孙 琳
我喜欢吃元宵。
那圆圆的吃食,入口是浓浓的蜜糖香,在嘴里糯滑甜腻,那种味道难以言述,连呼吸吐气都如兰香了。这让我想起大门口那副鲜艳的红春联:“除夕除旧,春节春临”,在大红浓烈的滋味中,飘逸遒劲的墨迹,带着无限的绿意,姗姗走来,像老屋后墙根杂生的毛毛草和三叶草。
今年闹胃病,实在不宜吃元宵,因为这吃食是糯米面做的,黏性,不易消化。母亲生前没少叮嘱我,胃不好,少吃或者不吃黏东西。随着噼里啪啦鞭炮的炸响,春节很快过去了,元宵节来临了。走在街上,年味依然蔓延,红灯笼红红火火的一片,正月十五应该是年的又一个高潮,满大街飘荡着团团圆圆的味道。
早起去市场,看见卖元宵的摊位一家挨一家,摊位上方写着“现做元宵”的字样,叫卖元宵的商贩站在机器前,里面正翻滚着一个个玲珑的白色小元宵,摊位上摆着十几个敞口纸盒,里面装着加工好的各种馅料的元宵:五仁的、枣泥的、草莓的、芝麻的,等等,心里骚动起来,吃一顿也不见得把胃害坏。在侥幸心理的支配下,终究没有抵挡住元宵的诱惑,买了五仁和黑芝麻馅的元宵,美滋滋回到家。
十五的晚上,月光如水。我舀了水倒进锅里,待烧开后将元宵下到里面。等待的间隙跑到客厅,打开音响,贝多芬的《月光奏鸣曲》回荡在屋子里,音乐仿佛朦胧的月光透过薄如蝉翼的纱幔照射着,又像极了花儿的清香漫洒开去,低低、轻轻地拂过心田。我站在炉灶前,等待着锅里轻轻地沸动,发出阵阵香气。窗外,鞭炮声不绝于耳,轻盈地拿起汤勺,舀起一个个白胖胖的元宵,那元宵就将清亮的圆身子荡漾在汤碗里,青白软亮,很像一个个小月亮,晶亮如玉,撒几片菜叶作为点缀,迫不及待地拿起汤匙。轻轻咬开,不论是五仁的还是黑芝麻的,都与红糖紧密纠缠,就像一场生死之恋,从青春的橡树上流出暗红色的泪水,倾倒进黏稠的白色汤汁里,霎时间,风生水起,滋味万千。立时有一种穿透灵魂的快感,满嘴喷喷香,好似那碗里照出一抹荡漾着的花影,在月亮的辉映下,黏稠着快乐和喜悦,还夹杂着一丝丝忧郁的味道。脑海里浮动着南朝诗人的名句:“江南莲花开,红花覆碧水。”元宵虽然是白色的,在元宵节红灯笼、红对联的辉映下,红莲花一样地将美丽荡漾在一湖碧水里。

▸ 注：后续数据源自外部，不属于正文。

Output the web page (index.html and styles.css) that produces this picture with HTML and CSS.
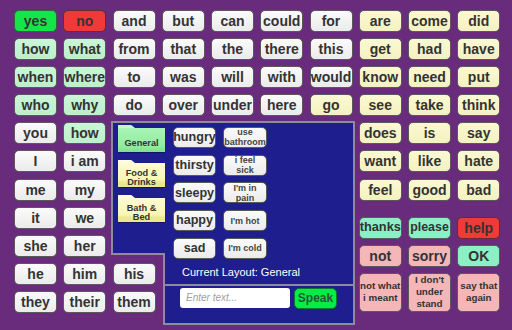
FILE: index.html
```html
<!DOCTYPE html>
<html>
<head>
<meta charset="utf-8">
<link rel="stylesheet" href="styles.css">
</head>
<body>
<div class="board">
  <div class="key lime">yes</div><div class="key red">no</div><div class="key">and</div><div class="key">but</div><div class="key">can</div><div class="key">could</div><div class="key">for</div><div class="key yel">are</div><div class="key yel">come</div><div class="key yel">did</div>
  <div class="key mint">how</div><div class="key mint">what</div><div class="key">from</div><div class="key">that</div><div class="key">the</div><div class="key">there</div><div class="key">this</div><div class="key yel">get</div><div class="key yel">had</div><div class="key yel">have</div>
  <div class="key mint">when</div><div class="key mint">where</div><div class="key">to</div><div class="key">was</div><div class="key">will</div><div class="key">with</div><div class="key">would</div><div class="key yel">know</div><div class="key yel">need</div><div class="key yel">put</div>
  <div class="key mint">who</div><div class="key mint">why</div><div class="key">do</div><div class="key">over</div><div class="key">under</div><div class="key">here</div><div class="key yel">go</div><div class="key yel">see</div><div class="key yel">take</div><div class="key yel">think</div>
  <div class="key">you</div><div class="key mint">how</div><div class="key yel">does</div><div class="key yel">is</div><div class="key yel">say</div>
  <div class="key">I</div><div class="key">i am</div><div class="key yel">want</div><div class="key yel">like</div><div class="key yel">hate</div>
  <div class="key">me</div><div class="key">my</div><div class="key yel">feel</div><div class="key yel">good</div><div class="key yel">bad</div>
  <div class="key">it</div><div class="key">we</div>
  <div class="key">she</div><div class="key">her</div>
  <div class="key">he</div><div class="key">him</div>
  <div class="key">they</div><div class="key">their</div>
  <div class="key lift row-he">his</div>
  <div class="key lift row-they">them</div>

  <div class="panel">
    <div class="notch"></div>
    <div class="ptop">
      <div class="folders">
        <div class="folder green">General</div>
        <div class="folder">Food &amp;<br>Drinks</div>
        <div class="folder">Bath &amp;<br>Bed</div>
      </div>
      <div class="pcol words">
        <div class="key pk">hungry</div>
        <div class="key pk">thirsty</div>
        <div class="key pk">sleepy</div>
        <div class="key pk">happy</div>
        <div class="key pk">sad</div>
      </div>
      <div class="pcol phrases">
        <div class="key pk small">use<br>bathroom</div>
        <div class="key pk small">i feel<br>sick</div>
        <div class="key pk small">I'm in<br>pain</div>
        <div class="key pk small">I'm hot</div>
        <div class="key pk small">I'm cold</div>
      </div>
    </div>
    <div class="status">Current Layout: General</div>
    <div class="entry">
      <input class="field" type="text" placeholder="Enter text...">
      <div class="speak">Speak</div>
    </div>
  </div>

  <div class="side">
    <div class="key aqua fit13">thanks</div><div class="key aqua fit12">please</div><div class="key red">help</div>
    <div class="key pink">not</div><div class="key pink">sorry</div><div class="key aqua">OK</div>
    <div class="key pink multi">not what<br>i meant</div><div class="key pink multi">I don't<br>under<br>stand</div><div class="key pink multi">say that<br>again</div>
  </div>
</div>
</body>
</html>
```

FILE: styles.css
```css
html, body {
  margin: 0;
  padding: 0;
}
body {
  width: 512px;
  height: 330px;
  overflow: hidden;
  background: #692c7c;
  font-family: "Liberation Sans", Arial, sans-serif;
}
.board {
  display: grid;
  grid-template-columns: repeat(10, 43px);
  grid-template-rows: repeat(11, 22px);
  column-gap: 6.25px;
  row-gap: 6.1px;
  padding: 10px 0 0 14px;
}
.key {
  box-sizing: border-box;
  display: flex;
  align-items: center;
  justify-content: center;
  border: 1px solid #5a5a5a;
  border-radius: 5px;
  background: linear-gradient(#fbfbfb, #ebebeb);
  color: #333;
  font-weight: bold;
  font-size: 14px;
  line-height: 1;
  text-align: center;
  white-space: nowrap;
}
.lime { background: #14e64a; border-color: #2c6a36; }
.red { background: #ef3a3a; border-color: #6a2a2a; }
.mint { background: linear-gradient(#cbf5d8, #bcefcc); }
.yel { background: linear-gradient(#fbf9d2, #f4f1c0); }
.aqua { background: #8cf0c6; }
.pink { background: #f4b6b6; }
.fit13 { font-size: 12.8px; }
.fit12 { font-size: 12.4px; }
.multi { font-size: 9.8px; line-height: 12px; }

.lift { position: relative; z-index: 2; grid-column: 3; }
.row-he { grid-row: 10; }
.row-they { grid-row: 11; }

.panel {
  grid-column: 3 / 8;
  grid-row: 5 / 12;
  margin: -1.4px -2.5px -12px -1.5px;
  position: relative;
  z-index: 1;
  background: #1e1e8e;
  border: 2px solid #8c8c9a;
  display: flex;
  flex-direction: column;
}
.notch {
  position: absolute;
  left: -2px;
  bottom: -2px;
  width: 54px;
  height: 72px;
  box-sizing: border-box;
  background: #692c7c;
  border-top: 2px solid #8c8c9a;
  border-right: 2px solid #8c8c9a;
}
.ptop {
  display: flex;
  padding: 2px 0 0 5px;
}
.folders {
  display: flex;
  flex-direction: column;
  gap: 7px;
  width: 47px;
}
.folder {
  position: relative;
  box-sizing: border-box;
  margin-top: 3px;
  height: 25px;
  padding-top: 7px;
  display: flex;
  align-items: center;
  justify-content: center;
  text-align: center;
  font-size: 9.2px;
  line-height: 9px;
  font-weight: bold;
  color: #333;
  background: linear-gradient(#fdfbd2 0%, #f9f5b4 70%, #ece78e 82%, #ece78e 100%);
  border-bottom: 1px solid #14146a;
}
.folder::before {
  content: "";
  position: absolute;
  left: 0;
  top: -3px;
  width: 17px;
  height: 3px;
  background: #fdfbe0;
  clip-path: polygon(0 0, 78% 0, 100% 100%, 0 100%);
}
.folder.green {
  background: linear-gradient(#a9f4b6 0%, #92ec9f 75%, #7fdf8e 100%);
}
.folder.green::before { background: #c2f8cc; }

.pcol {
  display: flex;
  flex-direction: column;
  gap: 6.75px;
  margin-top: 2px;
}
.words { margin-left: 8px; }
.phrases { margin-left: 7px; }
.pk {
  width: 43px;
  height: 21px;
  font-size: 12.6px;
}
.phrases .pk { width: 44px; }
.pk.small {
  font-size: 9px;
  line-height: 10px;
  color: #444;
}

.status {
  margin: 7px 0 0 69px;
  color: #fff;
  font-size: 11px;
  line-height: 13px;
}
.entry {
  flex: 1;
  margin: 5px 0 0 50px;
  border-top: 2px solid #8c8c9a;
  display: flex;
  align-items: flex-start;
  gap: 4px;
  padding: 2px 0 0 17px;
}
.field {
  box-sizing: border-box;
  width: 110px;
  height: 20px;
  margin: 0;
  border: none;
  border-radius: 3px;
  background: #fff;
  padding: 0 6px;
  font-family: "Liberation Sans", Arial, sans-serif;
  font-size: 10px;
  font-style: italic;
}
.field::placeholder { color: #a0a0a0; }
.speak {
  box-sizing: border-box;
  width: 43px;
  height: 21px;
  display: flex;
  align-items: center;
  justify-content: center;
  background: #06ec46;
  border: 1px solid #0b7a2c;
  border-radius: 5px;
  color: #1f5a30;
  font-weight: bold;
  font-size: 12px;
}

.side {
  grid-column: 8 / 11;
  grid-row: 8 / 12;
  display: grid;
  grid-template-columns: repeat(3, 43px);
  grid-template-rows: 22px 22px 39px;
  column-gap: 6.25px;
  row-gap: 6px;
  padding-top: 10px;
}
```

月亮越发地明亮了,它和小时候的月亮,有什么区别吗?那上面依然住着嫦娥、吴刚和玉兔吗?此刻,他们也在吃元宵、喝着桂花酒吗?倚在母亲的怀里,等着母亲锅里元宵熟透的情景,一一浮现在脑海里。
那是多么温馨的一幕啊!
这时,手机响了,一看,一条短信鱼一样游了进来:
圆圆的元宵圆圆情,圆圆的十五圆圆梦,圆圆的真情圆圆升,圆圆的祝愿圆圆成。
祝元宵节快乐!
我的心,明媚起来。碗里的元宵,朋友的祝福,像轻风,夹带着浓浓的深情把我包裹起来。元宵的味道,就是这样的纯白、富足和安详,更加醇香起来。
和父母亲在小县城过的一个个元宵节,守着一盏幽微的灯火,把思念揉成面,用快乐做馅儿,加一勺甜蜜水,点一束平安火,熬成生活美满如意的元宵,幸福才久远,品味母亲自做元宵的味道,才是永远的香甜。
此刻,我幸福地看到,雪花拉着春风的手,裹着梅蕊的香,踏着春歌的鼓点儿,和着中国梦的节拍,以空灵静美的神韵,徜徉在欢腾的人海之中。
元宵是吃食的一种,它所散发出来的味道,深藏着人间的情韵和唯美,散发着长久的芬芳。
这才是幸福的姿势、幸福的味道。